Oil on Troubled Waters
American economist Irwin Stelzer, writing in The Sunday Times, put the current situation neatly into context by contrasting the Fed’s policies with those of President Obama. Fed chairman Ben Bernanke has obligingly printed and spent a further $600bn, buying the President’s IOUs (colloquially known as QE) in the expectation that the economy would grow at 3.5% and that low interest rates would boost the troubled US housing markets. Neither has happened and the result has been costly: the budget deficit is around 10% of GDP (almost in line with Greece) and the Fed’s own balance sheet has mushroomed to $3 trillion. Unemployment is still over 9% and, as said, growth is only
1.9%. By its own admission the Fed is nonplussed, with Mr Bernanke saying, “We don’t have a precise read on why this slower pace of growth is persisting” and consequently has downgraded this year’s growth forecast to 2.9%. However, Mr Bernanke has stuck to his promise not to print more dollars and has confirmed that the current QE programme will end this month.
Contrast this with Mr Obama’s own policies which are predicated on the idea that deficit spending will get the economy moving again. So the peace dividend from troop reductions in Afghanistan will be spent on infrastructure and green energy. He continues to resist calls by the Republicans to cut spending and not to raise taxes. Stelzer opined that it was no surprise that with this level of partisan dispute, businesses and consumers were nervous and unlikely to start spending in the way Mr Obama would like, which would boost growth and cut unemployment. So what to do? Well, the markets found out late last week as news broke that, for only the third time in its history, the International Energy Agency (which includes the UK, US, Japan et al) decided to release some of its strategic oil reserves – 60m barrels over the next 30 days. The reaction was immediate – oil prices plunged, with Brent crude falling by 8.5% as traders were caught off-guard.
The ostensible reason for one of the Agency’s most daring moves ever was that it was necessary to replace the high quality oil being lost from Libya. But it became clear that the move was intended to tackle the damage being done to world growth by the $100-plus per barrel cost of oil. The task had obviously required delicate diplomacy, said The Financial Times, with Washington needing to be sure Saudi Arabia would not tighten supply to push up prices. Western policymakers were no doubt pleased with the outcome, although there was speculation that whilst bold, the move would only give temporary respite. Either way, the timing of the announcement has coincided neatly with the start of America’s ‘driving season’ when most of the population take to their cars and go on holiday. It could, thought The Sunday Telegraph, also be the start of President Obama’s re-election campaign. Over in the financial markets the news caused little immediate reaction outside commodity prices, with stock markets continuing their weekly meandering.

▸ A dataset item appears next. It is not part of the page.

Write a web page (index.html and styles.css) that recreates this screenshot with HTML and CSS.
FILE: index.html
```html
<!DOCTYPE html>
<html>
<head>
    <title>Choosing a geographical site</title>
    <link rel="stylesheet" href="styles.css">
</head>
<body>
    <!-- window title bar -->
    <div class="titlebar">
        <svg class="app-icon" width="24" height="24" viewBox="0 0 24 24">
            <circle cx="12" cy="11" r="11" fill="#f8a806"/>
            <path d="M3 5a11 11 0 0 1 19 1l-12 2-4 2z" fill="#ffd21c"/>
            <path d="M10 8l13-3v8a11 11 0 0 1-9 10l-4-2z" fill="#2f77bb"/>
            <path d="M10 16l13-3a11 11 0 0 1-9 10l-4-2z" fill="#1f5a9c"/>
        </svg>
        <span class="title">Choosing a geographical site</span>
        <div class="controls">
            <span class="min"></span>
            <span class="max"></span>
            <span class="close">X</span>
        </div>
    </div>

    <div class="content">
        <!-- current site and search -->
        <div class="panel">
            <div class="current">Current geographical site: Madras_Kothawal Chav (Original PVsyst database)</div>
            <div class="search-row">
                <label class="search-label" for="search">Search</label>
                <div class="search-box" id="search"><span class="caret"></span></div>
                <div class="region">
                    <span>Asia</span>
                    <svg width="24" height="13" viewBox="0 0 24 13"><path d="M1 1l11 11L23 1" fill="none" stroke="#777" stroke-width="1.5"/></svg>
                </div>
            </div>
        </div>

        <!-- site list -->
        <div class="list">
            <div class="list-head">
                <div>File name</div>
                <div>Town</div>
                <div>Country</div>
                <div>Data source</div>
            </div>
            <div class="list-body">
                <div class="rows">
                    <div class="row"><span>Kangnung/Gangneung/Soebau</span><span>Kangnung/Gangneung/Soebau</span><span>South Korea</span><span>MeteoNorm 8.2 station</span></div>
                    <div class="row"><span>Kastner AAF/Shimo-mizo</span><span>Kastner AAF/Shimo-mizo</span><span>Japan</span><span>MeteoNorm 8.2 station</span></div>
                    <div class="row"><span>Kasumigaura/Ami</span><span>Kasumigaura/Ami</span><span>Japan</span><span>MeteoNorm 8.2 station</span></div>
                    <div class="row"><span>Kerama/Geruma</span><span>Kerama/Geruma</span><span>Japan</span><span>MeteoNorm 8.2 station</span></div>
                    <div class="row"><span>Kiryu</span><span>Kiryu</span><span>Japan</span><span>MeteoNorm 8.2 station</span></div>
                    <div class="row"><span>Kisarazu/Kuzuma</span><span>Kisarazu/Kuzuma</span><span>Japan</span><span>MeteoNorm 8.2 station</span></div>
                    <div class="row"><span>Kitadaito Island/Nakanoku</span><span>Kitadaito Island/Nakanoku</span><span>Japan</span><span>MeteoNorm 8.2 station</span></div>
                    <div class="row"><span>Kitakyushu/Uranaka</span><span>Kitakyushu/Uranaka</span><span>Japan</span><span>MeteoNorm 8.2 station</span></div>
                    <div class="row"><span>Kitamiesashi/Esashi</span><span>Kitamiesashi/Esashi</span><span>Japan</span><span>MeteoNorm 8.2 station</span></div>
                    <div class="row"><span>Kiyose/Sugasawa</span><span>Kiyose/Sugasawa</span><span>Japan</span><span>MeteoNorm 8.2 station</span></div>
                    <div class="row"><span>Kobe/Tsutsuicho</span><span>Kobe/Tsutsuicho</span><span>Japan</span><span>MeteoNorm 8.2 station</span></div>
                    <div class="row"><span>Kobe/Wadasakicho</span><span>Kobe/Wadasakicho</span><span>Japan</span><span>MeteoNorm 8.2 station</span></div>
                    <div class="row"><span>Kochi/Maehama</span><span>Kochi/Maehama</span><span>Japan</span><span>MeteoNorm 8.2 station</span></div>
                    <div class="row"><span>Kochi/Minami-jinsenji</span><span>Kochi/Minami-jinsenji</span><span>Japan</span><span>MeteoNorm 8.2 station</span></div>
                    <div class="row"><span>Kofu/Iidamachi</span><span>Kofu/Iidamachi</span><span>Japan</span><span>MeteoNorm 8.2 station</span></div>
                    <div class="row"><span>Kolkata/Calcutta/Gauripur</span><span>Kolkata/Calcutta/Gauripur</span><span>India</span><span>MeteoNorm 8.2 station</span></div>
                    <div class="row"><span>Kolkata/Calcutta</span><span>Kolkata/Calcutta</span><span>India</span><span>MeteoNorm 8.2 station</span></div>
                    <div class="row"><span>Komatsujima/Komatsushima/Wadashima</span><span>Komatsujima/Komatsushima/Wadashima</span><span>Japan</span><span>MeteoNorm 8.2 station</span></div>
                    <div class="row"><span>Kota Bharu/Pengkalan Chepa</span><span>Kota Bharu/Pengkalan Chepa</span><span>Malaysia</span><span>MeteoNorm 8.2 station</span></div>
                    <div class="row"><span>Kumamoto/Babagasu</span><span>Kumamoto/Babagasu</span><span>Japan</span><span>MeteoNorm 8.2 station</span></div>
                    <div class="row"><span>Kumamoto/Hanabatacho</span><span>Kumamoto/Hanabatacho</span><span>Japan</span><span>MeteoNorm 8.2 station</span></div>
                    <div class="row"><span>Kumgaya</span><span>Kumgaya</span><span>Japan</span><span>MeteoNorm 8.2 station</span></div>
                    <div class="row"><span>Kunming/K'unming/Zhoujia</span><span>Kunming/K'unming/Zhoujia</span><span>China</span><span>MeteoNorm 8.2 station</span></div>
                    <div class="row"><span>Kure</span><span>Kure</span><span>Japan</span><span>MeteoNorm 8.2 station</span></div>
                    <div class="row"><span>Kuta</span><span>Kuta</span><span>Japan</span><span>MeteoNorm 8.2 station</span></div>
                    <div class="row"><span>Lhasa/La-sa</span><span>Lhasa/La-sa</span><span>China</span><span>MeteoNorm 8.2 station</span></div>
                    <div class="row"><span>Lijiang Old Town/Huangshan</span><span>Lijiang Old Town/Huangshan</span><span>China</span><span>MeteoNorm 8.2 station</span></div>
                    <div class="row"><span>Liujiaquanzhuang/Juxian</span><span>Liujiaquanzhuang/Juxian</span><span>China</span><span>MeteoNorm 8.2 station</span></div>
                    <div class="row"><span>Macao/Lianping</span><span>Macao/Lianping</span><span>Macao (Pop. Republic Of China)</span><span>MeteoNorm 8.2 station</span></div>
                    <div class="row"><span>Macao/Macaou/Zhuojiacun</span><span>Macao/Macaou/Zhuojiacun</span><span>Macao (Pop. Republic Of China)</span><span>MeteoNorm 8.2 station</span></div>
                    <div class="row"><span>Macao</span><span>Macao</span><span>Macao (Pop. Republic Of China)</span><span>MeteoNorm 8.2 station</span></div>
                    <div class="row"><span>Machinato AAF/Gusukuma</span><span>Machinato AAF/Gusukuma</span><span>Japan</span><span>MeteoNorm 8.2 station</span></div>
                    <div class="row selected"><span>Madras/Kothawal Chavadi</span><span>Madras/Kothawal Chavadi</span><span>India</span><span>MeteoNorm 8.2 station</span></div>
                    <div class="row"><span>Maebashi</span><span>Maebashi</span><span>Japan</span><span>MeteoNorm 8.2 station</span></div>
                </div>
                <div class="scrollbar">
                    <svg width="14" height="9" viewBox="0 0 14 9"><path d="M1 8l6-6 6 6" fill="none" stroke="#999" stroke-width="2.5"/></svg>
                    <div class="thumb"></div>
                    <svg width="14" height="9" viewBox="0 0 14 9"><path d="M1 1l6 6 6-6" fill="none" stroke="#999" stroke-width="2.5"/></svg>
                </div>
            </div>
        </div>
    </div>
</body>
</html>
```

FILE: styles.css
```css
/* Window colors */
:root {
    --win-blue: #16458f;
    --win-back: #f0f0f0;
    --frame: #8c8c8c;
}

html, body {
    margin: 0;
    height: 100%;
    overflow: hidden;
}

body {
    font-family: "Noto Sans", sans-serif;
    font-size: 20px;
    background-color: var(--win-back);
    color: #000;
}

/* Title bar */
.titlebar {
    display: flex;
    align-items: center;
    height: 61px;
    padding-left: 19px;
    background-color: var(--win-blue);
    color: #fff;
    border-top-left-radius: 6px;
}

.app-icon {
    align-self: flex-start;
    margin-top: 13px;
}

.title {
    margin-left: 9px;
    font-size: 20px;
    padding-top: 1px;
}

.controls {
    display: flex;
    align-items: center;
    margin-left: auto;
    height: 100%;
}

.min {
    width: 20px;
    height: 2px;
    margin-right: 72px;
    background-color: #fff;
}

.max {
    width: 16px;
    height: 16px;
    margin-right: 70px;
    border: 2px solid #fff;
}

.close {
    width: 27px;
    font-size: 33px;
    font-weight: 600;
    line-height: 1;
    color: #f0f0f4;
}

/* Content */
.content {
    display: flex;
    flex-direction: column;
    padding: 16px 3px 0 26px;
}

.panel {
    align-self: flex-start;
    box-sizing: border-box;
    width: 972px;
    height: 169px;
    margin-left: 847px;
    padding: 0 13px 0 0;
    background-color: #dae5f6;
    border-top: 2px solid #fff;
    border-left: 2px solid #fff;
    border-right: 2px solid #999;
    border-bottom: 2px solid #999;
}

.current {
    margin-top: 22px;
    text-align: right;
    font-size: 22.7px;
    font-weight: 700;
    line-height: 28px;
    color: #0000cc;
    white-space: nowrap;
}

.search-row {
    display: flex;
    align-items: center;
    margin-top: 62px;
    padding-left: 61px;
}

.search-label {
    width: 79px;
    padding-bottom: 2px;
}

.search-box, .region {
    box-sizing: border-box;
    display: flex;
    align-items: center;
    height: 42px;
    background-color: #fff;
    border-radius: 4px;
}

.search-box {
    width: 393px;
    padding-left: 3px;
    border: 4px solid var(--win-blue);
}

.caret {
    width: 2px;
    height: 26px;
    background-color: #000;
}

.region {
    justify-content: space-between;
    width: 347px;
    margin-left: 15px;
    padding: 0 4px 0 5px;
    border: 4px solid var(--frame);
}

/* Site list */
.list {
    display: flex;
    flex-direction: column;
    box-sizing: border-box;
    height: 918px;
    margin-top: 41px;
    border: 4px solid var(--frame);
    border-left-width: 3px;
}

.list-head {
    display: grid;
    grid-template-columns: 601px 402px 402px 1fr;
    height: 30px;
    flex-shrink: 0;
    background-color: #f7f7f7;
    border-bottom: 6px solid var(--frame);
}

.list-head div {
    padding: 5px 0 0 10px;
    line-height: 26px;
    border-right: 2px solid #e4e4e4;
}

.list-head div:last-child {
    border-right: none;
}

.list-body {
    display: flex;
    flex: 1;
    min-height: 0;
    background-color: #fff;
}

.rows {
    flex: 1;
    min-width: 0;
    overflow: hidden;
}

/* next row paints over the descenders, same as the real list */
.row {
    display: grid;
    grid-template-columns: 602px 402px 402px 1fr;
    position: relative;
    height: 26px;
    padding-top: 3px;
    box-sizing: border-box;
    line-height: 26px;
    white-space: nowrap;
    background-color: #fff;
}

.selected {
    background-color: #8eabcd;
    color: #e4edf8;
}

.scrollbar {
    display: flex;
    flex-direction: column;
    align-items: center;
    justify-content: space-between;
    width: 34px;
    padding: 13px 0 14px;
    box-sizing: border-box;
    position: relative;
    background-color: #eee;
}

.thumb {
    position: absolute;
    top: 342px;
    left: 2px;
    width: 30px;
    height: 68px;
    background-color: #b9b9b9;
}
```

By the close of business it was easy to see the winners – most of Asia’s major indices advanced substantially over the week, led by China’s Shanghai Stock Exchange Composite Index which was up almost 4%. In contrast, Europe followed Wall Street marginally lower as investors ruminated over slower US growth and sovereign debt issues.
Confidence with Caution
Against the backdrop of choppy markets it’s useful to have an insight into the thoughts and actions of professional investors who, on a daily basis, have to interpret the ebb and flow of both good and bad news alike as part of their job. One of the City’s most respected fund managers, Adrian Frost of Artemis, explains his strategy. “High level, my investment style is to concentrate on income so my strategy is not strongly based on the global, macro issues although I do, of course, observe these and have to weigh up how economically sensitive a stock might be. I’m looking for companies that are good quality, have good growth prospects and can increase their dividends. The portfolio currently yields around 4.1% [net of basic rate tax] and with good cash flows, I have been able to add the stocks I like – I’d rather buy on days when the market is down as it helps average-in costs.
“The portfolio is centred around what the market calls a ‘risk-off’ approach – in other words, safer, lower-risk companies who can grow their businesses even if the economic environment becomes less favourable. For example, Deutsche Post has all the characteristics I like. It is a market leader in logistics, delivering globally with particular emphasis on emerging markets. It is a market leader in e-retailing (Amazon) and at home has a core income because of state requirements for utility bills and bank statements to be posted to customers. Currently it is about half as profitable as its competitors but has recently invested heavily in its business and it is enjoying parcel growth of 10% – every new parcel added is highly profitable. I also own capital goods company Melrose which, like many of its competitors, is experiencing some slowdown. However the company has two main businesses – manufacturing power generators which is a growth sector as businesses invest in gas, and Bridon which is geared into energy via the development of oilfields in Brazil.
“The outlook for dividends is positive with a likely increase across the board of c5%–10% – ahead of inflation. In fact, dividends have increased at around 8% per annum over the last decade, despite the recession. I think there is a low probability that good quality companies will cut their dividends in the way they did during the financial crisis. Then they were wrong-footed and some found themselves having to refinance corporate bonds at very high levels. They have learnt their lesson and the type of company I deal with is determined not to get caught out again, hence the high levels of corporate cash we currently see. This gives me a lot of confidence going forward that I can expect dividends to be maintained or increased. Also there is increased merger and acquisition activity – the portfolio could benefit on both counts as some of my holdings could be acquisitors because they are cash rich and, conversely, become attractive to a larger business because they are cash rich – one holding, Laird Group, is currently subject to a takeover bid. Geographically the portfolio is heavily weighted toward the UK but the income element is very diverse, with much being derived internationally including emerging markets, which itself accounts for c15% of earnings, so there are good growth prospects for investors over the medium to long term.”